Inheritance is autosomal recessive. The disorder may occur in siblings, and has been seen in offspring after the marriage of second cousins. Of the 16 cases reported, 11 were females. Age of onset ranged from 9 months to 13 years.

In 1932 Georges Weill reported eight patients with dislocation of the lens and other dysmorphic features. Several of these persons had arachnodactyly and were regarded as having the Marfan syndrome, but two were of stunted stature with short, stiff digits.

In 1939 Marchesani documented a boy aged eight years and three siblings in another family, all of whom had ectopia lentis. He recognised that although ectopia lentis was a feature of the Marfan syndrome, the patients whom he had studied had short fingers rather than arachnodactyly. He emphasised this point by including comparative photographs in his article, in which he termed the disorder "brachydactyly and congenital spherophakia".

The condition was first named for Marchesani, but when Weill's earlier report was recognised, the conjoined eponym came into general use.

Marchesani had commented on parental consanguinity in one of the families that he had reported, and he had also noted that the parents had short stature.

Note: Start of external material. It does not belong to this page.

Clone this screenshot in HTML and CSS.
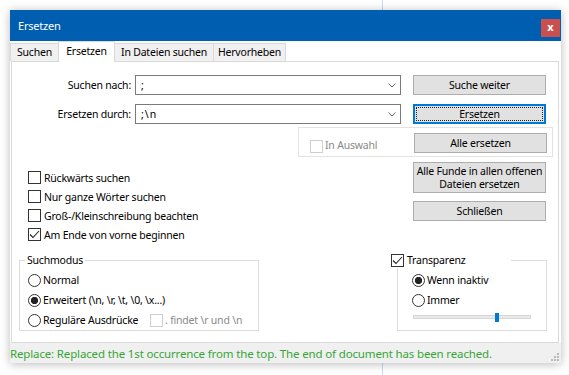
FILE: index.html
```html
<!DOCTYPE html>
<html lang="de">
<head>
<meta charset="utf-8">
<title>Ersetzen</title>
<link rel="stylesheet" href="styles.css">
</head>
<body>
<div class="window">
  <div class="titlebar">
    <span class="title">Ersetzen</span>
    <span class="close">x</span>
  </div>
  <div class="tabs">
    <div class="tab t1">Suchen</div>
    <div class="tab t2 active">Ersetzen</div>
    <div class="tab t3">In Dateien suchen</div>
    <div class="tab t4">Hervorheben</div>
  </div>
  <div class="panel">
    <div class="row">
      <span class="lbl">Suchen nach:</span>
      <div class="combo"><span class="val">;</span><svg class="chev" width="8" height="5" viewBox="0 0 8 5"><path d="M0.5 0.5 L4 4 L7.5 0.5" fill="none" stroke="#606060" stroke-width="1"/></svg></div>
      <button class="btn">Suche weiter</button>
    </div>
    <div class="row row2">
      <span class="lbl">Ersetzen durch:</span>
      <div class="combo"><span class="val">;\n</span><svg class="chev" width="8" height="5" viewBox="0 0 8 5"><path d="M0.5 0.5 L4 4 L7.5 0.5" fill="none" stroke="#606060" stroke-width="1"/></svg></div>
      <button class="btn focus">Ersetzen</button>
    </div>
    <div class="selbox">
      <span class="chk disabled"></span>
      <span class="dis-text">In Auswahl</span>
      <button class="btn push">Alle ersetzen</button>
    </div>
    <div class="mid">
      <div class="opts">
        <div class="opt"><span class="chk"></span><span>Rückwärts suchen</span></div>
        <div class="opt"><span class="chk"></span><span>Nur ganze Wörter suchen</span></div>
        <div class="opt"><span class="chk"></span><span>Groß-/Kleinschreibung beachten</span></div>
        <div class="opt"><span class="chk"><svg width="11" height="11" viewBox="0 0 11 11"><path d="M1 5.5 L4 8.5 L10 2" fill="none" stroke="#222" stroke-width="1.1"/></svg></span><span>Am Ende von vorne beginnen</span></div>
      </div>
      <div class="actions">
        <button class="btn tall">Alle Funde in allen offenen<br>Dateien ersetzen</button>
        <button class="btn">Schließen</button>
      </div>
    </div>
    <div class="groups">
      <fieldset class="grp mode">
        <legend>Suchmodus</legend>
        <div class="opt r"><span class="radio"></span><span>Normal</span></div>
        <div class="opt r"><span class="radio on"></span><span>Erweitert (\n, \r, \t, \0, \x...)</span></div>
        <div class="opt r"><span class="radio"></span><span class="regex">Reguläre Ausdrücke</span><span class="chk disabled"></span><span class="dis-text">. findet \r und \n</span></div>
      </fieldset>
      <fieldset class="grp transp">
        <legend><span class="chk"><svg width="11" height="11" viewBox="0 0 11 11"><path d="M1 5.5 L4 8.5 L10 2" fill="none" stroke="#222" stroke-width="1.1"/></svg></span><span>Transparenz</span></legend>
        <div class="opt r"><span class="radio on"></span><span>Wenn inaktiv</span></div>
        <div class="opt r"><span class="radio"></span><span>Immer</span></div>
        <div class="slider"><span class="thumb"></span></div>
      </fieldset>
    </div>
  </div>
  <div class="status">
    <span class="msg">Replace: Replaced the 1st occurrence from the top. The end of document has been reached.</span>
    <svg class="grip" width="8" height="8" viewBox="0 0 8 8">
      <rect x="6" y="0" width="2" height="2" fill="#b8b8b8"/>
      <rect x="3" y="3" width="2" height="2" fill="#b8b8b8"/>
      <rect x="6" y="3" width="2" height="2" fill="#b8b8b8"/>
      <rect x="0" y="6" width="2" height="2" fill="#b8b8b8"/>
      <rect x="3" y="6" width="2" height="2" fill="#b8b8b8"/>
      <rect x="6" y="6" width="2" height="2" fill="#b8b8b8"/>
    </svg>
  </div>
</div>
</body>
</html>
```
FILE: styles.css
```css
* { box-sizing: border-box; }
html, body { margin: 0; }
body {
  width: 569px;
  height: 375px;
  overflow: hidden;
  padding: 10px 0 0 10px;
  background: #fff linear-gradient(to right, transparent 382px, #c4dde9 382px, #c4dde9 383px, transparent 383px);
  font-family: "Noto Sans", "Segoe UI", sans-serif;
  font-size: 10.5px;
  letter-spacing: -0.2px;
  color: #000;
}
.window {
  width: 551px;
  height: 353px;
  background: #fff;
  box-shadow: 0 1px 9px rgba(0,0,0,0.28);
  display: flex;
  flex-direction: column;
}
.titlebar {
  height: 31px;
  flex-shrink: 0;
  background: #005eb0;
  color: #fff;
  font-size: 11px;
  display: flex;
  align-items: center;
  padding-left: 8px;
}
.title { flex: 1; margin-top: -1px; }
.close {
  width: 19px;
  height: 18px;
  align-self: flex-end;
  margin: 0 1px 4px 0;
  background: #c9504f;
  color: #fff;
  font-weight: bold;
  font-size: 11px;
  letter-spacing: 0;
  line-height: 16px;
  text-align: center;
}
.tabs {
  height: 20px;
  flex-shrink: 0;
  display: flex;
  align-items: flex-end;
}
.tab {
  height: 18px;
  background: #f0f0f0;
  border: 1px solid #d9d9d9;
  border-bottom: none;
  margin-left: -1px;
  text-align: center;
  line-height: 17px;
}
.tab.t1 { margin-left: 0; width: 49px; }
.tab.t2 { width: 57px; }
.tab.t3 { width: 100px; }
.tab.t4 { width: 73px; }
.tab.active {
  height: 21px;
  background: #fff;
  margin-bottom: -1px;
  position: relative;
  z-index: 1;
  line-height: 18px;
}
.panel {
  flex: 1;
  margin: 0 2px 0 1px;
  border: 1px solid #d9d9d9;
  background: #fff;
  padding-top: 13px;
}
.row {
  display: flex;
  align-items: center;
  height: 20px;
}
.row2 { margin-top: 9px; }
.lbl {
  width: 119px;
  text-align: right;
  margin-right: 4px;
}
.combo {
  width: 266px;
  height: 20px;
  border: 1px solid #7a7a7a;
  display: flex;
  align-items: center;
  justify-content: space-between;
  padding: 0 4px 0 5px;
}
.val { letter-spacing: 1px; }
.chev { margin-top: 1px; }
.btn {
  font-family: inherit;
  font-size: 10.5px;
  letter-spacing: -0.2px;
  color: #000;
  width: 133px;
  height: 20px;
  padding: 0;
  margin: 0 0 0 12px;
  border: 1px solid #adadad;
  background: #e1e1e1;
  line-height: 16px;
}
.btn.focus {
  border-color: #0078d7;
  box-shadow: inset 0 0 0 1px #0078d7;
  outline: 1px dotted #222;
  outline-offset: -4px;
}
.selbox {
  margin: 3px 0 0 286px;
  width: 255px;
  height: 30px;
  border: 1px solid #e3e3e3;
  display: flex;
  align-items: flex-start;
  padding-top: 5px;
}
.selbox .chk { margin: 7px 2px 0 11px; }
.selbox .dis-text { margin-top: 5px; }
.btn.push { margin-left: auto; margin-right: 5px; }
.dis-text { color: #8a8a8a; }
.chk {
  width: 13px;
  height: 13px;
  border: 1px solid #333;
  background: #fff;
  flex-shrink: 0;
  display: inline-flex;
  align-items: center;
  justify-content: center;
  margin-right: 3px;
}
.chk.disabled { border-color: #cfcfcf; }
.radio {
  width: 13px;
  height: 13px;
  border: 1px solid #333;
  border-radius: 50%;
  background: #fff;
  flex-shrink: 0;
  margin-right: 2px;
}
.radio.on {
  background: radial-gradient(circle, #222 0, #222 3.3px, #fff 4px);
}
.mid {
  display: flex;
  align-items: flex-start;
}
.opts {
  margin-left: 16px;
  padding-top: 11px;
}
.opt {
  display: flex;
  align-items: center;
  height: 19px;
}
.actions {
  margin-left: auto;
  margin-right: 12px;
  padding-top: 5px;
  display: flex;
  flex-direction: column;
  gap: 8px;
}
.actions .btn { margin-left: 0; }
.btn.tall { height: 31px; line-height: 13px; }
.groups {
  display: flex;
  align-items: stretch;
  margin-top: 8px;
}
.grp {
  margin: 0;
  min-width: 0;
  border: 1px solid #dcdcdc;
  padding: 2px 0 0 8px;
}
.grp legend {
  line-height: 16px;
  padding: 0 2px;
  margin-left: -3px;
}
.mode { margin-left: 7px; width: 240px; }
.transp { margin-left: 138px; width: 150px; padding-left: 14px; }
.transp legend {
  width: 120px;
  padding: 0;
  margin-left: -21px;
  display: flex;
  align-items: center;
}
.opt.r { height: 20px; }
.regex { width: 107px; }
.opt.r .chk.disabled { margin-right: 2px; }
.slider {
  margin: 5px 0 0 1px;
  width: 118px;
  height: 4px;
  border: 1px solid #d6d6d6;
  background: #e7eaea;
  display: flex;
  align-items: center;
}
.thumb {
  flex-shrink: 0;
  width: 4px;
  height: 9px;
  margin-left: 81px;
  background: #0078d7;
}
.status {
  height: 20px;
  flex-shrink: 0;
  background: #f0f0f0;
  display: flex;
  align-items: center;
  padding-left: 0;
}
.msg {
  flex: 1;
  color: #36a636;
  font-size: 11.5px;
  letter-spacing: -0.15px;
}
.grip { margin: 7px 2px 0 0; }
```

It therefore seemed likely that the condition was inherited as an autosomal recessive trait with minor manifestations in obligatory heterozygotes. In 1955, Kloepfer and Rosenthal published an account of a large affected kindred in Louisiana and confirmed that obligate heterozygotes had stunted stature.

The Weill-Marchesani syndrome is comparatively common in the Amish religious isolate of the USA, and McGavic in 1966 suggested the overall short stature of this group might be a reflection of the large number of heterozygotes in this community.

Bibliography

  • G. Weill:
    Ectopie des cristallins et malformations générales.
    Annales d’oculistique, Paris, 1932, 169: 21-44.
  • O. Marchesani:
    Brachydaktylie und angeborene Kugellinse als Systemerkrankung.
    Klinische Monatsblätter für Augenheilkunde, Stuttgart, 1939, 103: 392-406.
  • H. W. Kloepfer, S. W. Rosenthal:
    Possible genetic Carriers in the spherophakia-brachymorphia syndrome.
    American Journal of Human Genetics, Chicago, 1955, 7: 398-425.
  • J. S. McGavic:
    Weill-Marchesani syndrome: brachymorphism and ectopia lentis.
    American Journal of Ophthalmology, Chicago, 1966, 62: 820-823.